Bengtsson warned through an interview with SBC News about the dangers of turning customers to unlicensed operators due to over-regulation, citing the current problems that the Swedish market has in ensuring players remain on-shore. Bengtsson mentioned that an evidenced-based and sensible review can be very good for the industry. He also added that he and the industry as a whole have a huge obligation to make sure that customers play within their means.
Bengtsson also agreed that the industry should do a reasonable amount of affordability checks, but it can’t be to the extent where it is so intrusive that it forces these people out. He stressed that it is all about finding the right balance to keep the customers in the UK ecosystem; to keep them safe, to secure the tax base and to secure the industry.
To further add to this, the PwC Review of Unlicensed Online Gaming in the UK report published a report last week. Its report detailed that there was a sizable increase in both the number of players using black market sites (210,000 to 460,000) and the amounts wagered (£1.4bn to £2.8bn) within two years.
Bengtsson also made a statement to the gambling market pointing out markers of the growing influence of unlicensed activity in the UK. He mentioned that there is a need to realise that unlicensed gambling activities are real daily occurrences. He further went on to explain that the figures appear to have increased because of the tighter regulations introduced over the last couple of years.
Bengtsson pointed out that the UK has one of the most successful gambling systems in Europe and that the existence of the black market has been very limited. In light of this, he added that despite this success in limiting black market operations, it is still a potential threat to the UK casino and betting market.
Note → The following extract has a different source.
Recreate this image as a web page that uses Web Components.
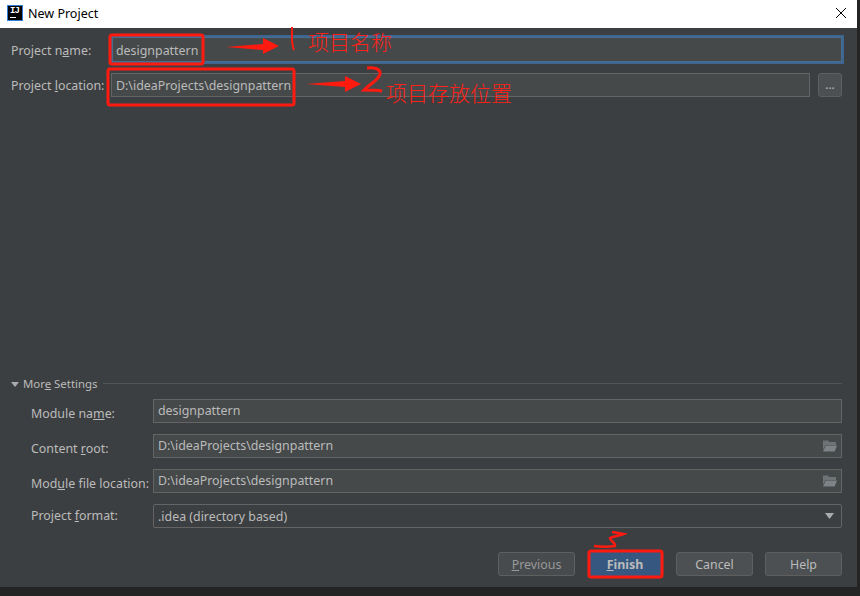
<!DOCTYPE html>
<html>
<head>
<meta charset="utf-8">
<title>New Project</title>
<style>
html,body{margin:0;padding:0;background:#242424;}
body{width:860px;height:596px;overflow:hidden;font-family:"Noto Sans","Liberation Sans",sans-serif;}
u{text-decoration:underline;text-underline-offset:2px;}
</style>
</head>
<body>
<project-dialog>
    <project-field slot="top" label="Project n<u>a</u>me:" value="designpattern" focused></project-field>
    <project-field slot="top" label="Project <u>l</u>ocation:" value="D:\ideaProjects\designpattern" browse></project-field>

    <settings-group slot="more" title-html="Mor<u>e</u> Settings">
        <project-field label="Module na<u>m</u>e:" value="designpattern" inner></project-field>
        <project-field label="Content <u>r</u>oot:" value="D:\ideaProjects\designpattern" inner folder></project-field>
        <project-field label="Mod<u>u</u>le file location:" value="D:\ideaProjects\designpattern" inner folder></project-field>
        <project-field label="Project <u>f</u>ormat:" value=".idea (directory based)" inner combo></project-field>
    </settings-group>

    <dialog-button slot="buttons" label="<u>P</u>revious" disabled></dialog-button>
    <dialog-button slot="buttons" label="<u>F</u>inish" primary></dialog-button>
    <dialog-button slot="buttons" label="Cancel"></dialog-button>
    <dialog-button slot="buttons" label="Help"></dialog-button>
</project-dialog>
<red-marks></red-marks>

<script>
class ProjectDialog extends HTMLElement{
    constructor(){
        super();
        this._shadowRoot = this.attachShadow({mode: "open"})
        this._shadowRoot.innerHTML = /*html*/`
            <style>
                :host{
                    display: flex;
                    flex-direction: column;
                    width: 857px;
                    height: 587px;
                    background: #3c3f41;
                    color: #bbbbbb;
                    font-size: 12.4px;
                }
                .title{
                    display: flex;
                    align-items: center;
                    height: 28px;
                    background: #ffffff;
                    color: #000000;
                    font-size: 12.5px;
                    flex: none;
                }
                .logo{
                    margin: 0 0 2px 7px;
                    width: 16px;
                    height: 16px;
                    box-sizing: border-box;
                    background: #000000;
                    border: 1px solid #2f7fd8;
                    color: #ffffff;
                    font: bold 9px "Liberation Mono", monospace;
                    letter-spacing: -1px;
                    line-height: 10px;
                    padding-left: 2px;
                    position: relative;
                    flex: none;
                }
                .logo i{
                    position: absolute;
                    left: 2px;
                    bottom: 2px;
                    width: 6px;
                    height: 1px;
                    background: #ffffff;
                }
                .name{
                    margin: 0 0 2px 5px;
                    flex: 1;
                }
                .close{
                    width: 12px;
                    height: 12px;
                    margin: 0 10px 2px 0;
                    flex: none;
                }
                .top{
                    display: flex;
                    flex-direction: column;
                    gap: 11px;
                    padding: 9px 15px 0 11px;
                }
                .more{
                    margin-top: auto;
                    padding: 0 15px 0 11px;
                }
                .buttons{
                    display: flex;
                    justify-content: flex-end;
                    gap: 12px;
                    padding: 24px 15px 11px 0;
                }
            </style>
            <div class="title">
                <div class="logo">IJ<i></i></div>
                <div class="name">New Project</div>
                <svg class="close" viewBox="0 0 12 12"><path d="M1 1L11 11M11 1L1 11" stroke="#000" stroke-width="1" fill="none"/></svg>
            </div>
            <div class="top"><slot name="top"></slot></div>
            <div class="more"><slot name="more"></slot></div>
            <div class="buttons"><slot name="buttons"></slot></div>
        `
    }
}
customElements.define("project-dialog", ProjectDialog)

class ProjectField extends HTMLElement{
    constructor(){
        super();
        this._shadowRoot = this.attachShadow({mode: "open"})
    }
    connectedCallback(){
        let extra = "";
        if(this.hasAttribute("folder")){
            extra = `<svg class="ico" width="15" height="12" viewBox="0 0 15 12"><path d="M1 0.5H6L7.5 2H14V5H3.5L1 10Z" fill="#6e7376"/><path d="M3.8 5.5H15L12.7 11.5H1Z" fill="#7d8386"/></svg>`
        }
        if(this.hasAttribute("combo")){
            extra = `<svg class="ico" width="9" height="6" viewBox="0 0 9 6"><path d="M0 0H9L4.5 6Z" fill="#a9abad"/></svg>`
        }
        let browse = this.hasAttribute("browse") ? `<div class="browse">...</div>` : "";
        this._shadowRoot.innerHTML = /*html*/`
            <style>
                :host{
                    display: flex;
                    align-items: center;
                    height: 24px;
                }
                :host([focused]){
                    height: 25px;
                }
                .label{
                    width: 100px;
                    flex: none;
                    white-space: nowrap;
                }
                :host([focused]) .label{
                    position: relative;
                    top: 1px;
                }
                :host([inner]) .label{
                    width: 122px;
                    position: relative;
                    top: 2px;
                }
                :host([combo]) .label{
                    top: -1px;
                }
                .input{
                    flex: 1;
                    height: 24px;
                    box-sizing: border-box;
                    display: flex;
                    align-items: center;
                    justify-content: space-between;
                    background: #45494a;
                    border: 1px solid #646464;
                    padding: 0 5px 0 4px;
                    white-space: nowrap;
                }
                :host([inner]:not([combo])) .input span{
                    position: relative;
                    top: -1px;
                }
                :host([focused]) .input{
                    height: 25px;
                    border-color: #466d94;
                    box-shadow: 0 0 0 2px #3f6591;
                    margin-left: 1px;
                    padding-left: 3px;
                }
                :host([focused]) .input span{
                    position: relative;
                    top: 1px;
                }
                :host([combo]) .input{
                    border-radius: 2px;
                    padding-right: 7px;
                    background: #3c3f41;
                }
                :host([folder]) .input{
                    padding-right: 4px;
                }
                .browse{
                    width: 24px;
                    height: 24px;
                    box-sizing: border-box;
                    margin-left: 8px;
                    flex: none;
                    background: #4c5052;
                    border: 1px solid #5e6060;
                    border-radius: 3px;
                    text-align: center;
                    line-height: 21px;
                    font-size: 12px;
                }
                .ico{
                    flex: none;
                }
            </style>
            <div class="label">${this.getAttribute("label")}</div>
            <div class="input"><span>${this.getAttribute("value")}</span>${extra}</div>
            ${browse}
        `
    }
}
customElements.define("project-field", ProjectField)

class SettingsGroup extends HTMLElement{
    constructor(){
        super();
        this._shadowRoot = this.attachShadow({mode: "open"})
    }
    connectedCallback(){
        this._shadowRoot.innerHTML = /*html*/`
            <style>
                :host{
                    display: block;
                }
                .head{
                    display: flex;
                    align-items: center;
                    height: 18px;
                    font-size: 11.4px;
                }
                .arrow{
                    flex: none;
                    margin-right: 4px;
                }
                .head span{
                    white-space: nowrap;
                    position: relative;
                    top: -1px;
                }
                .line{
                    flex: 1;
                    height: 1px;
                    background: #515456;
                    margin: 0 0 2px 6px;
                }
                .rows{
                    display: flex;
                    flex-direction: column;
                    gap: 11px;
                    padding: 6px 0 0 20px;
                }
            </style>
            <div class="head">
                <svg class="arrow" width="8" height="5" viewBox="0 0 8 5"><path d="M0 0H8L4 5Z" fill="#a9abad"/></svg>
                <span>${this.getAttribute("title-html")}</span>
                <div class="line"></div>
            </div>
            <div class="rows"><slot></slot></div>
        `
    }
}
customElements.define("settings-group", SettingsGroup)

class DialogButton extends HTMLElement{
    constructor(){
        super();
        this._shadowRoot = this.attachShadow({mode: "open"})
    }
    connectedCallback(){
        this._shadowRoot.innerHTML = /*html*/`
            <style>
                :host{
                    display: flex;
                    align-items: center;
                    justify-content: center;
                    width: 77px;
                    height: 24px;
                    box-sizing: border-box;
                    background: #4c5052;
                    border: 1px solid #5e6060;
                    border-radius: 3px;
                }
                :host([disabled]){
                    background: #474b4d;
                    color: #999999;
                }
                :host([primary]){
                    background: #365880;
                    border-color: #365880;
                    font-weight: bold;
                    width: 72px;
                    margin: 0 3px 0 2px;
                }
            </style>
            <span>${this.getAttribute("label")}</span>
        `
    }
}
customElements.define("dialog-button", DialogButton)

// red hand drawn notes that lie over the dialog
class RedMarks extends HTMLElement{
    constructor(){
        super();
        this._shadowRoot = this.attachShadow({mode: "open"})
        this._shadowRoot.innerHTML = /*html*/`
            <style>
                :host{
                    position: absolute;
                    left: 0;
                    top: 0;
                    width: 860px;
                    height: 596px;
                    pointer-events: none;
                }
                svg{
                    position: absolute;
                    left: 0;
                    top: 0;
                }
                .note{
                    position: absolute;
                    color: #ff2218;
                    font: 300 21px/24px "Noto Sans CJK SC", sans-serif;
                    white-space: nowrap;
                }
            </style>
            <svg width="860" height="596" fill="none" stroke="#ff1a10" stroke-width="3">
                <rect x="110" y="35" width="93" height="29" rx="2"/>
                <rect x="108" y="69" width="186" height="36" rx="2"/>
                <rect x="589" y="551" width="73" height="26" rx="2"/>
                <path d="M226 47L263 44V38L279 46L263 54V50Z" fill="#ff1a10" stroke="none"/>
                <path d="M306 84L345 81V76L361 84L345 92V87Z" fill="#ff1a10" stroke="none"/>
                <path d="M292 27C292 36 291 43 294 50" stroke-width="2"/>
                <path d="M367 68C374 67 381 69 380 74C379 80 370 84 364 90C370 90 376 90 382 91"/>
                <path d="M594 546C602 547 610 547 615 546C616 543 610 541 610 538C614 536 620 536 624 534L612 532" stroke-width="2.5"/>
            </svg>
            <div class="note" style="left:308px;top:29px">项目名称</div>
            <div class="note" style="left:386px;top:80px">项目存放位置</div>
        `
    }
}
customElements.define("red-marks", RedMarks)
</script>
</body>
</html>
He also emphasised that lawmakers need to be applauded for their push for the gambling review, but also warned that they need to be very careful when they re-do the legislation so that they wouldn’t end up where most of the other regulators have ended – with up to 20 per cent of the market being controlled by offshore companies.
Bengtsson left off saying that this would be a bad outcome for the review and that legislators, the Treasury and even anti-gambling lobbyists would not want that to happen as no one would win aside from black market operators.